THE REQUEST:
Return each line of the data below exactly, omitting any pictures.

──────── SUPPLIED INFORMATION ────────

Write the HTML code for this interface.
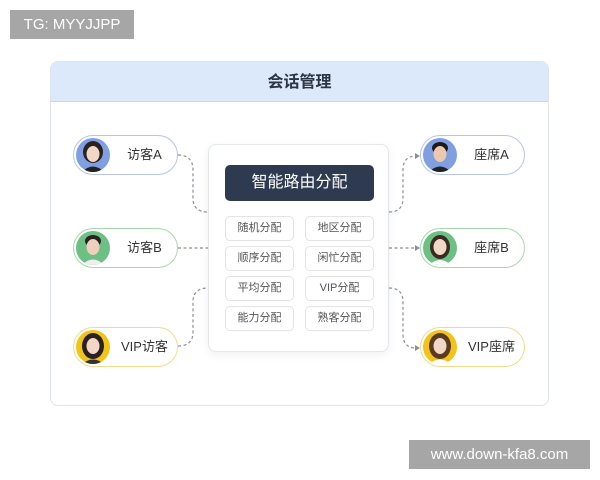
<!DOCTYPE html>
<html><head><meta charset="utf-8"><style>
*{margin:0;padding:0;box-sizing:border-box}
body{width:600px;height:480px;background:#fff;position:relative;overflow:hidden;font-family:"Liberation Sans","Noto Sans CJK SC",sans-serif}
.abs{position:absolute}
.wm{position:absolute;background:#a6a6a6;color:#fff;font-size:15px;line-height:29px;text-align:center}
.card{left:50px;top:61px;width:499px;height:345px;border:1px solid #dfe3ea;border-radius:8px;overflow:hidden;background:#fff}
.hdr{left:0;top:0;width:100%;height:40px;background:#dce9fb;border-bottom:1px solid #c9d8ee;text-align:center;line-height:42px;font-size:16px;font-weight:bold;color:#2c3442}
.pill{position:absolute;width:105px;height:40px;border-radius:20px;background:#fff;border:1.5px solid #b9c6e3;font-size:13px;color:#333}
.pill .av{position:absolute;left:2px;top:2px;width:34px;height:34px;border-radius:50%;overflow:hidden}
.pill span{position:absolute;left:38px;right:0;top:0;line-height:37px;text-align:center}
.box{left:208px;top:144px;width:181px;height:208px;border:1px solid #e3e6ec;border-radius:8px;background:#fff;box-shadow:0 3px 10px rgba(0,0,0,.06)}
.bar{left:225px;top:165px;width:149px;height:36px;background:#2e3a50;border-radius:5px;color:#fff;font-size:16px;text-align:center;line-height:36px}
.chip{position:absolute;width:69px;height:25px;border:1px solid #e1e3e8;border-radius:5px;font-size:11px;color:#555;text-align:center;line-height:23px;background:#fff}
</style></head><body>
<div class="wm" style="left:10px;top:10px;width:124px">TG: MYYJJPP</div>
<div class="wm" style="left:409px;top:440px;width:181px">www.down-kfa8.com</div>
<div class="abs card"><div class="abs hdr">会话管理</div></div>
<svg class="abs" style="left:0;top:0" width="600" height="480">
<g fill="none" stroke="#8a8f99" stroke-width="1.2" stroke-dasharray="3,2.5">
<path d="M178 155 Q193 155 193 170 L193 198 Q193 212 208 212"/>
<path d="M178 248 L208 248"/>
<path d="M178 346 Q193 346 193 332 L193 302 Q193 288 208 288"/>
<path d="M389 212 Q403 212 403 198 L403 170 Q403 156 416 156"/>
<path d="M389 248 L416 248"/>
<path d="M389 288 Q403 288 403 302 L403 334 Q403 348 416 348"/>
</g>
<g fill="#8a8f99"><path d="M420 156 l-5 -3 v6z"/><path d="M420 248 l-5 -3 v6z"/><path d="M420 348 l-5 -3 v6z"/></g>
</svg>
<div class="abs box"></div>
<div class="abs bar">智能路由分配</div>
<div class="chip" style="left:225px;top:216px">随机分配</div><div class="chip" style="left:305px;top:216px">地区分配</div>
<div class="chip" style="left:225px;top:246px">顺序分配</div><div class="chip" style="left:305px;top:246px">闲忙分配</div>
<div class="chip" style="left:225px;top:276px">平均分配</div><div class="chip" style="left:305px;top:276px">VIP分配</div>
<div class="chip" style="left:225px;top:306px">能力分配</div><div class="chip" style="left:305px;top:306px">熟客分配</div>

<div class="pill" style="left:73px;top:135px;border-color:#b8c4e4"><div class="av" style="background:#7f9fe0"><svg width="34" height="34"><ellipse cx="17" cy="14" rx="10" ry="11" fill="#2a2220"/><ellipse cx="17" cy="16" rx="6.5" ry="8" fill="#f2d6c6"/><path d="M6 34 Q17 23 28 34z" fill="#222"/></svg></div><span>访客A</span></div>
<div class="pill" style="left:73px;top:228px;border-color:#a6d8ac"><div class="av" style="background:#6cc083"><svg width="34" height="34"><ellipse cx="17" cy="10" rx="8" ry="6" fill="#2a2220"/><ellipse cx="17" cy="16" rx="6.5" ry="8" fill="#efcfbd"/><path d="M6 34 Q17 23 28 34z" fill="#eee"/></svg></div><span>访客B</span></div>
<div class="pill" style="left:73px;top:327px;border-color:#eedc8c"><div class="av" style="background:#f2c318"><svg width="34" height="34"><ellipse cx="17" cy="16" rx="11" ry="13" fill="#2a2220"/><ellipse cx="17" cy="16" rx="6.5" ry="8" fill="#f3d7c5"/><path d="M6 34 Q17 25 28 34z" fill="#333"/></svg></div><span>VIP访客</span></div>

<div class="pill" style="left:420px;top:135px;border-color:#b8c4e4"><div class="av" style="background:#7f9fe0"><svg width="34" height="34"><ellipse cx="17" cy="10" rx="8" ry="6" fill="#1e1a1a"/><ellipse cx="17" cy="16" rx="6.5" ry="8" fill="#ecc8b0"/><path d="M6 34 Q17 23 28 34z" fill="#222"/></svg></div><span>座席A</span></div>
<div class="pill" style="left:420px;top:228px;border-color:#a6d8ac"><div class="av" style="background:#6cc083"><svg width="34" height="34"><ellipse cx="17" cy="16" rx="10" ry="12" fill="#3a2a22"/><ellipse cx="17" cy="16" rx="6.5" ry="8" fill="#f3d7c5"/><path d="M6 34 Q17 24 28 34z" fill="#fff"/></svg></div><span>座席B</span></div>
<div class="pill" style="left:420px;top:327px;border-color:#eedc8c"><div class="av" style="background:#f2c318"><svg width="34" height="34"><ellipse cx="17" cy="16" rx="11" ry="13" fill="#5a3a22"/><ellipse cx="17" cy="16" rx="6.5" ry="8" fill="#f3d7c5"/><path d="M6 34 Q17 25 28 34z" fill="#fff"/></svg></div><span>VIP座席</span></div>
</body></html>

────────

TASK SOLUTION:
Write the HTML code for this interface.
<!DOCTYPE html>
<html><head><meta charset="utf-8"><style>
*{margin:0;padding:0;box-sizing:border-box}
body{width:600px;height:480px;background:#fff;position:relative;overflow:hidden;font-family:"Liberation Sans","Noto Sans CJK SC",sans-serif}
.abs{position:absolute}
.wm{position:absolute;background:#a6a6a6;color:#fff;font-size:15px;line-height:29px;text-align:center}
.card{left:50px;top:61px;width:499px;height:345px;border:1px solid #dfe3ea;border-radius:8px;overflow:hidden;background:#fff}
.hdr{left:0;top:0;width:100%;height:40px;background:#dce9fb;border-bottom:1px solid #c9d8ee;text-align:center;line-height:42px;font-size:16px;font-weight:bold;color:#2c3442}
.pill{position:absolute;width:105px;height:40px;border-radius:20px;background:#fff;border:1.5px solid #b9c6e3;font-size:13px;color:#333}
.pill .av{position:absolute;left:2px;top:2px;width:34px;height:34px;border-radius:50%;overflow:hidden}
.pill span{position:absolute;left:38px;right:0;top:0;line-height:37px;text-align:center}
.box{left:208px;top:144px;width:181px;height:208px;border:1px solid #e3e6ec;border-radius:8px;background:#fff;box-shadow:0 3px 10px rgba(0,0,0,.06)}
.bar{left:225px;top:165px;width:149px;height:36px;background:#2e3a50;border-radius:5px;color:#fff;font-size:16px;text-align:center;line-height:36px}
.chip{position:absolute;width:69px;height:25px;border:1px solid #e1e3e8;border-radius:5px;font-size:11px;color:#555;text-align:center;line-height:23px;background:#fff}
</style></head><body>
<div class="wm" style="left:10px;top:10px;width:124px">TG: MYYJJPP</div>
<div class="wm" style="left:409px;top:440px;width:181px">www.down-kfa8.com</div>
<div class="abs card"><div class="abs hdr">会话管理</div></div>
<svg class="abs" style="left:0;top:0" width="600" height="480">
<g fill="none" stroke="#8a8f99" stroke-width="1.2" stroke-dasharray="3,2.5">
<path d="M178 155 Q193 155 193 170 L193 198 Q193 212 208 212"/>
<path d="M178 248 L208 248"/>
<path d="M178 346 Q193 346 193 332 L193 302 Q193 288 208 288"/>
<path d="M389 212 Q403 212 403 198 L403 170 Q403 156 416 156"/>
<path d="M389 248 L416 248"/>
<path d="M389 288 Q403 288 403 302 L403 334 Q403 348 416 348"/>
</g>
<g fill="#8a8f99"><path d="M420 156 l-5 -3 v6z"/><path d="M420 248 l-5 -3 v6z"/><path d="M420 348 l-5 -3 v6z"/></g>
</svg>
<div class="abs box"></div>
<div class="abs bar">智能路由分配</div>
<div class="chip" style="left:225px;top:216px">随机分配</div><div class="chip" style="left:305px;top:216px">地区分配</div>
<div class="chip" style="left:225px;top:246px">顺序分配</div><div class="chip" style="left:305px;top:246px">闲忙分配</div>
<div class="chip" style="left:225px;top:276px">平均分配</div><div class="chip" style="left:305px;top:276px">VIP分配</div>
<div class="chip" style="left:225px;top:306px">能力分配</div><div class="chip" style="left:305px;top:306px">熟客分配</div>

<div class="pill" style="left:73px;top:135px;border-color:#b8c4e4"><div class="av" style="background:#7f9fe0"><svg width="34" height="34"><ellipse cx="17" cy="14" rx="10" ry="11" fill="#2a2220"/><ellipse cx="17" cy="16" rx="6.5" ry="8" fill="#f2d6c6"/><path d="M6 34 Q17 23 28 34z" fill="#222"/></svg></div><span>访客A</span></div>
<div class="pill" style="left:73px;top:228px;border-color:#a6d8ac"><div class="av" style="background:#6cc083"><svg width="34" height="34"><ellipse cx="17" cy="10" rx="8" ry="6" fill="#2a2220"/><ellipse cx="17" cy="16" rx="6.5" ry="8" fill="#efcfbd"/><path d="M6 34 Q17 23 28 34z" fill="#eee"/></svg></div><span>访客B</span></div>
<div class="pill" style="left:73px;top:327px;border-color:#eedc8c"><div class="av" style="background:#f2c318"><svg width="34" height="34"><ellipse cx="17" cy="16" rx="11" ry="13" fill="#2a2220"/><ellipse cx="17" cy="16" rx="6.5" ry="8" fill="#f3d7c5"/><path d="M6 34 Q17 25 28 34z" fill="#333"/></svg></div><span>VIP访客</span></div>

<div class="pill" style="left:420px;top:135px;border-color:#b8c4e4"><div class="av" style="background:#7f9fe0"><svg width="34" height="34"><ellipse cx="17" cy="10" rx="8" ry="6" fill="#1e1a1a"/><ellipse cx="17" cy="16" rx="6.5" ry="8" fill="#ecc8b0"/><path d="M6 34 Q17 23 28 34z" fill="#222"/></svg></div><span>座席A</span></div>
<div class="pill" style="left:420px;top:228px;border-color:#a6d8ac"><div class="av" style="background:#6cc083"><svg width="34" height="34"><ellipse cx="17" cy="16" rx="10" ry="12" fill="#3a2a22"/><ellipse cx="17" cy="16" rx="6.5" ry="8" fill="#f3d7c5"/><path d="M6 34 Q17 24 28 34z" fill="#fff"/></svg></div><span>座席B</span></div>
<div class="pill" style="left:420px;top:327px;border-color:#eedc8c"><div class="av" style="background:#f2c318"><svg width="34" height="34"><ellipse cx="17" cy="16" rx="11" ry="13" fill="#5a3a22"/><ellipse cx="17" cy="16" rx="6.5" ry="8" fill="#f3d7c5"/><path d="M6 34 Q17 25 28 34z" fill="#fff"/></svg></div><span>VIP座席</span></div>
</body></html>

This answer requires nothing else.